[BEGIN Record excerpts]
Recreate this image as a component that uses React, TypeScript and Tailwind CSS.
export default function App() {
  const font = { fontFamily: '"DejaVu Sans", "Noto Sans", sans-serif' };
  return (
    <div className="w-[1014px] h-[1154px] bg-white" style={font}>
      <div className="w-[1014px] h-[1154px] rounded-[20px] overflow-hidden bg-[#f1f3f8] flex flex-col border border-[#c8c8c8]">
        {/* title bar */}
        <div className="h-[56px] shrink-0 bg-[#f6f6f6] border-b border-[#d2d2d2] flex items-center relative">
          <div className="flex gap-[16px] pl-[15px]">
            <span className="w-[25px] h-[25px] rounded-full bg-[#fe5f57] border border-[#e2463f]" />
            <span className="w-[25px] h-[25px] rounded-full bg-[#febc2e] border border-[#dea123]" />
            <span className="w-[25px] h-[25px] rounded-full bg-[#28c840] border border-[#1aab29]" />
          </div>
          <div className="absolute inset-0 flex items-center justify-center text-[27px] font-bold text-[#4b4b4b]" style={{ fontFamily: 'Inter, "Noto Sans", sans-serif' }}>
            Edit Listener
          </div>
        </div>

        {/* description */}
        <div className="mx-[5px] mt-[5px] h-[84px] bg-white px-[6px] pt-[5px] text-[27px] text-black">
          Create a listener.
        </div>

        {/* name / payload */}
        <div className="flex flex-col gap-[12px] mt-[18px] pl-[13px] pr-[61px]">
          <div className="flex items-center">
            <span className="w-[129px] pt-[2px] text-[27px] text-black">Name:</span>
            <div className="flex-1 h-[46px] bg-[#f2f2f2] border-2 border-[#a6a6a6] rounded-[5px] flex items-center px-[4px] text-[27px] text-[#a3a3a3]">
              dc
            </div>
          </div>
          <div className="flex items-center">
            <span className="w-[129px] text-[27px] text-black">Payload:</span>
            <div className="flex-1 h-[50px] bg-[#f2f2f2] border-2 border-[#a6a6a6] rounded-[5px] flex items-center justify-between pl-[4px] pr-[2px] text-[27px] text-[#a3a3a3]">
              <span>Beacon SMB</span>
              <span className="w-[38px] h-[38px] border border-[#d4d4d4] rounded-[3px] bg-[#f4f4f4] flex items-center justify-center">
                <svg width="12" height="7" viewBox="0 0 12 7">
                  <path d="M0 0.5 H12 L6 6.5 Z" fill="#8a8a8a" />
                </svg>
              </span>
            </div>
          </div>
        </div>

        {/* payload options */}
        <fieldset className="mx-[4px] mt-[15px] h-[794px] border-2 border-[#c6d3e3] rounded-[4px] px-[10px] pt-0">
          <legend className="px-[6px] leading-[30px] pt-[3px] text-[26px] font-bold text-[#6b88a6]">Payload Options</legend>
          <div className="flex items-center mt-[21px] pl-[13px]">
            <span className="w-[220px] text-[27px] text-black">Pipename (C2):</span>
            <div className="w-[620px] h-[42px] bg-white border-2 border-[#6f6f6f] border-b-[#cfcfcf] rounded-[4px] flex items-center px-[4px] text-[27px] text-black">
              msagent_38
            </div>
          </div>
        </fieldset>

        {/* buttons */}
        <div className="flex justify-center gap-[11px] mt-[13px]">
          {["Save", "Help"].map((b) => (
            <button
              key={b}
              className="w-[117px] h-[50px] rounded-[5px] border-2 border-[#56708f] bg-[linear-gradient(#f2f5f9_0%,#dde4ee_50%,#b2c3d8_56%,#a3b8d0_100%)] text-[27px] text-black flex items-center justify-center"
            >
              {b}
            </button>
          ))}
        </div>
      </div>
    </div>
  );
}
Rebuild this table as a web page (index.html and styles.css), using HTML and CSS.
[END Record excerpts]
▸ Stated task
Repeat the material above in full, exactly as it stands.

▸ Exercise result
Recreate this image as a component that uses React, TypeScript and Tailwind CSS.
export default function App() {
  const font = { fontFamily: '"DejaVu Sans", "Noto Sans", sans-serif' };
  return (
    <div className="w-[1014px] h-[1154px] bg-white" style={font}>
      <div className="w-[1014px] h-[1154px] rounded-[20px] overflow-hidden bg-[#f1f3f8] flex flex-col border border-[#c8c8c8]">
        {/* title bar */}
        <div className="h-[56px] shrink-0 bg-[#f6f6f6] border-b border-[#d2d2d2] flex items-center relative">
          <div className="flex gap-[16px] pl-[15px]">
            <span className="w-[25px] h-[25px] rounded-full bg-[#fe5f57] border border-[#e2463f]" />
            <span className="w-[25px] h-[25px] rounded-full bg-[#febc2e] border border-[#dea123]" />
            <span className="w-[25px] h-[25px] rounded-full bg-[#28c840] border border-[#1aab29]" />
          </div>
          <div className="absolute inset-0 flex items-center justify-center text-[27px] font-bold text-[#4b4b4b]" style={{ fontFamily: 'Inter, "Noto Sans", sans-serif' }}>
            Edit Listener
          </div>
        </div>

        {/* description */}
        <div className="mx-[5px] mt-[5px] h-[84px] bg-white px-[6px] pt-[5px] text-[27px] text-black">
          Create a listener.
        </div>

        {/* name / payload */}
        <div className="flex flex-col gap-[12px] mt-[18px] pl-[13px] pr-[61px]">
          <div className="flex items-center">
            <span className="w-[129px] pt-[2px] text-[27px] text-black">Name:</span>
            <div className="flex-1 h-[46px] bg-[#f2f2f2] border-2 border-[#a6a6a6] rounded-[5px] flex items-center px-[4px] text-[27px] text-[#a3a3a3]">
              dc
            </div>
          </div>
          <div className="flex items-center">
            <span className="w-[129px] text-[27px] text-black">Payload:</span>
            <div className="flex-1 h-[50px] bg-[#f2f2f2] border-2 border-[#a6a6a6] rounded-[5px] flex items-center justify-between pl-[4px] pr-[2px] text-[27px] text-[#a3a3a3]">
              <span>Beacon SMB</span>
              <span className="w-[38px] h-[38px] border border-[#d4d4d4] rounded-[3px] bg-[#f4f4f4] flex items-center justify-center">
                <svg width="12" height="7" viewBox="0 0 12 7">
                  <path d="M0 0.5 H12 L6 6.5 Z" fill="#8a8a8a" />
                </svg>
              </span>
            </div>
          </div>
        </div>

        {/* payload options */}
        <fieldset className="mx-[4px] mt-[15px] h-[794px] border-2 border-[#c6d3e3] rounded-[4px] px-[10px] pt-0">
          <legend className="px-[6px] leading-[30px] pt-[3px] text-[26px] font-bold text-[#6b88a6]">Payload Options</legend>
          <div className="flex items-center mt-[21px] pl-[13px]">
            <span className="w-[220px] text-[27px] text-black">Pipename (C2):</span>
            <div className="w-[620px] h-[42px] bg-white border-2 border-[#6f6f6f] border-b-[#cfcfcf] rounded-[4px] flex items-center px-[4px] text-[27px] text-black">
              msagent_38
            </div>
          </div>
        </fieldset>

        {/* buttons */}
        <div className="flex justify-center gap-[11px] mt-[13px]">
          {["Save", "Help"].map((b) => (
            <button
              key={b}
              className="w-[117px] h-[50px] rounded-[5px] border-2 border-[#56708f] bg-[linear-gradient(#f2f5f9_0%,#dde4ee_50%,#b2c3d8_56%,#a3b8d0_100%)] text-[27px] text-black flex items-center justify-center"
            >
              {b}
            </button>
          ))}
        </div>
      </div>
    </div>
  );
}
Rebuild this table as a web page (index.html and styles.css), using HTML and CSS.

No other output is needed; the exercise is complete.